Our design is the first tapestry frame I know of to be built from off-the-shelf components more commonly found in physics or an engineering lab setting. It was this innovative approach that resulted in an “open source” design that can be easily reproduced and customized by other conservators.
To attach the tapestry to the frame, I used a pair of cotton leader-aprons, which I hand-stitched to the sides while the tapestry was laid out flat. It requires great care to ensure the aprons are precisely parallel at this stage because this ensures an even distribution of weave tension once the tapestry is mounted on the frame.
GWS: How do you start the treatment of a tapestry? Do you treat the areas in greatest need first, or do you systematically proceed from one side to the other, addressing major and minor problems as you advance?
HR: At the outset, the tapestry was rolled out completely and assessed. Areas of weakness, damage and previous repair were mapped graphically on a large-format photo. The resulting conservation “map” was divided into sections called “turns,” each one 7.5 inches by 13 feet, 2 inches (29 turns in all). Conservation stitch work proceeded systematically from one turn to the next. The photo guide was invaluable for recording progress and anticipating problems ahead.
GWS: Is the size of your turns the same as what the original weavers would have worked?
HR: No, a tapestry weaver’s working area would have been much larger, owing to the fact that they worked exclusively from above the rollers on the weaving loom. My working area is dictated by the need to comfortably work above and below the rollers simultaneously. With a 7.5-inch turn, I can easily reach and check underneath the tapestry, making sure that both the grain of the support linen and the rows of stitching maintain their alignment.
GWS: Can you explain the support fabric’s function and its mounting of the verso of the weaving? Does that mean you conducted your work—support stitching and couching, for instance—from the back of the tapestry?
HR: A full linen support transfers the hanging weight of a tapestry so that any weaknesses within the weave structure are prevented from deteriorating further. The support fabric is attached to the tapestry by rows of running stitch every 7.5 inches, the width of one turn. A small amount of “ease” in the linen ensures it is not too tightly applied against the back of the tapestry. All support stitching is carried out from the face of the tapestry through to the back.
GWS: What is couching?
HR: Couching is stitching in uniform rows, similar to running stitch. The density of the stitching can vary according to conservation needs.
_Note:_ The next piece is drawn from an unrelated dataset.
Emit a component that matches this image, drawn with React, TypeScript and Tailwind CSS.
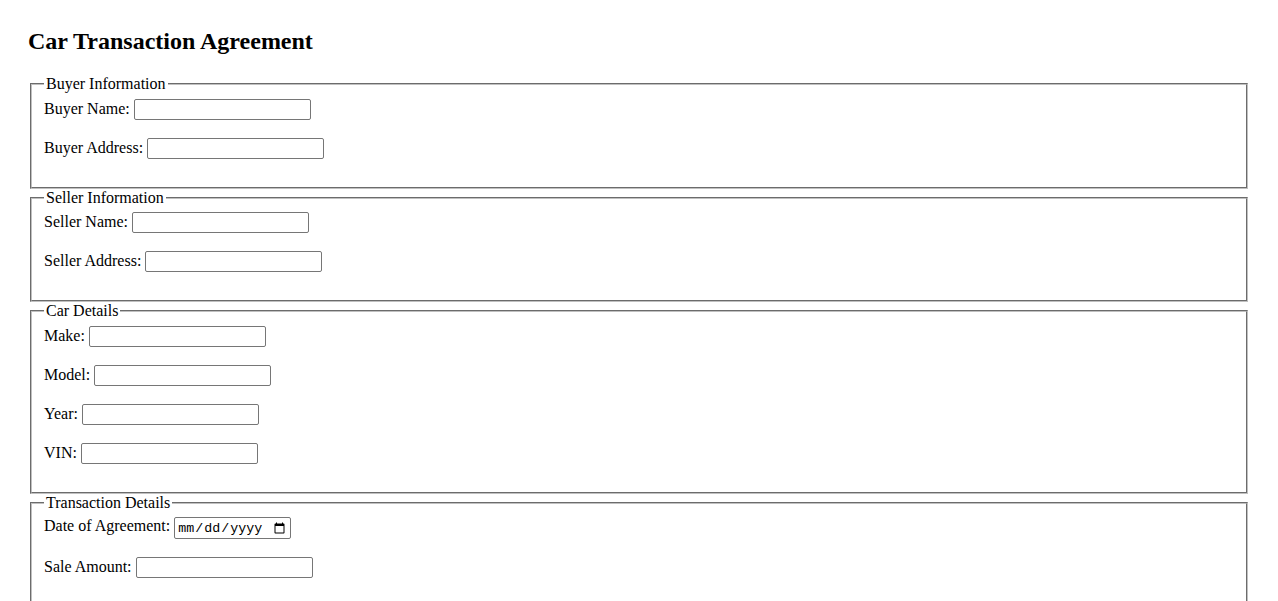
import React from "react";

const inputCls =
  "inline-block align-baseline w-[177px] h-[21px] border border-[#767676] rounded-[2px] px-[2px] py-[1px] bg-white text-[13.333px] leading-[normal] font-['Liberation_Sans',Arial,sans-serif] text-black";

function Row({ label, type = "text" }: { label: string; type?: string }) {
  return (
    <>
      <label>{label}</label>{" "}
      {type === "date" ? (
        <input
          type="date"
          className="inline-block align-baseline w-[117px] h-[22px] border border-[#767676] rounded-[2px] px-[2px] py-[1px] bg-white text-[13.333px] leading-[normal] font-['Liberation_Mono','DejaVu_Sans_Mono',monospace] text-black"
        />
      ) : (
        <input type="text" className={inputCls} />
      )}
      <br />
      <br />
    </>
  );
}

function Section({ title, children }: { title: string; children: React.ReactNode }) {
  return (
    <fieldset className="mx-[2px] border-2 [border-style:groove] border-[#c0c0c0] px-[12px] pt-[5.6px] pb-[10px] min-w-min">
      <legend className="px-[2px]">{title}</legend>
      {children}
    </fieldset>
  );
}

export default function App() {
  return (
    <div className="bg-white text-black text-[16px] leading-[normal] font-['Liberation_Serif','Times_New_Roman',serif] px-[28px] pt-[28px] pb-[28px] min-h-screen">
      <h2 className="text-[24px] leading-[normal] font-bold mb-[19.92px]">Car Transaction Agreement</h2>
      <form>
        <Section title="Buyer Information">
          <Row label="Buyer Name:" />
          <Row label="Buyer Address:" />
        </Section>
        <Section title="Seller Information">
          <Row label="Seller Name:" />
          <Row label="Seller Address:" />
        </Section>
        <Section title="Car Details">
          <Row label="Make:" />
          <Row label="Model:" />
          <Row label="Year:" />
          <Row label="VIN:" />
        </Section>
        <Section title="Transaction Details">
          <Row label="Date of Agreement:" type="date" />
          <Row label="Sale Amount:" />
        </Section>
      </form>
    </div>
  );
}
The most intensive stitch work has a stitch length of one-eighth of an inch, and rows one-eighth of an inch apart; this closely resembles reweaving from a viewing distance. With general overall support stitching, with a stitch length of half an inch, one could see rows one-half to three-quarters of an inch apart.
GWS: What was the most demanding aspect with regard to this project?
HR: Maintaining perspective...two perspectives actually. I tried to simultaneously maintain both the bird’s eye view of how the tapestry would cohere visually as a whole and the “worm’s eye view” needed to achieve this at the individual stitch level.
GWS: Were there any surprises along the way in your work?
HR: Though the face of the tapestry has many strong reds, oranges, blues and greens, the real surprise came when we rolled it out to expose the reverse. The colors were stunning, and even included purples and pinks!
GWS: Visitors to the exhibition have been wowed by the vibrancy of the colors. Nevertheless, some colors have faded over the centuries. Are certain colors traditionally more fugitive, and did you discover that to be the case here?
HR: I agree that the tapestry is very vibrant, but there is general overall fading when compared to the reverse. Natural dyes consist of many color components, which react differently to external sources such as light, temperature, relative humidity and soiling. The longer a tapestry’s exposure, the more it will fade. For Dido, the most dramatic color difference was in the purple and pink areas of the design. Orchil, a lichen-based dye, may have been used, which has extremely poor lightfast qualities.
GWS: We know that tapestry weaving was a time-consuming process. How many months do you imagine a tapestry like this took to weave?
HR: Tapestry weaving was never a solo endeavor. It employed a team of craftsmen who had expertise in different aspects of the design. The fineness of the weave and quality of materials also played a part in how long a tapestry took to weave. Dido is a finely woven tapestry at 20 warps/inch, using both wool and silk weft. It would probably have taken a team of four to five weavers approximately 12 months to complete.
This was, coincidentally, the same amount of time required to conserve it.